In experimental particle physics there are very many particle collisions produced by particle accelerators and colliders. Each collision produces a very complex “photograph” captured by a 3D digital camera called particle detector. For scientific research about these fundamental ingredients of the Universe, these particles need to be 1) recorded, 2) analysed statistically and 3) the results be represented in graphical form to be made public in journal papers. Wouldn’t it be nice to have one program to satisfy all these needs?

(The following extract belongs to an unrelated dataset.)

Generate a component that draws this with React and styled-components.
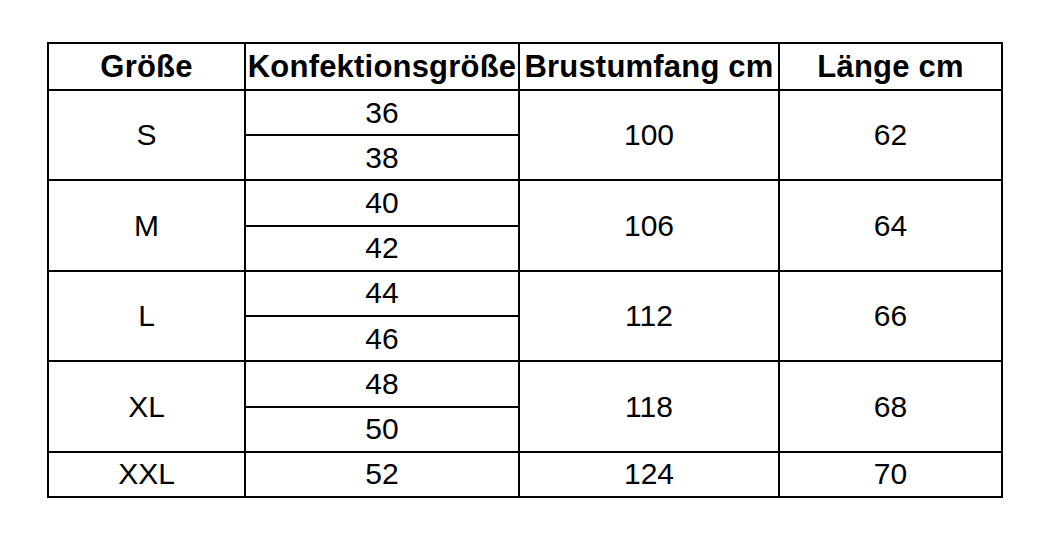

The CERN laboratory has produced such a program and offers open access to it. It is now used in all particle physics experiments and starts to be used in nuclear physics and astroparticle physics as well. The software is called ROOT and is based on C++. In other words, it is a collection of C++ libraries that address all the three main goals. ROOT is possible thanks to the objectoriented features C++ of classes and inheritance. The data is stored in a very compact format, allowing for big data storage, both in a format for every collision (called tree), or on counts for the entire sample (histograms). All major types of statistical analyses are implemented. Finally, plots are saved to .pdf, .eps, .gif files. There is also an option to use ROOT from within Python, which simplifies the syntax of the commands. This is called PyROOT and is also used more and more.

This class is an introduction to ROOT to get you started in your research. The prerequisites are the knowledge from the SUPACOO class, but classes and inheritance will be discussed in this class. We will read a data tree in a visual mode and in code, will fill histograms from the tree, will fit a histogram to a function, will overlay different histograms to compare them (the standard in physics when the experiment is done in two different conditions and the results are compared) and save the results in graphical form. Depending on the time, we will go further into ROOT. We will also introduce PyROOT, and mention more advanced ROOT tutorials where you can study more.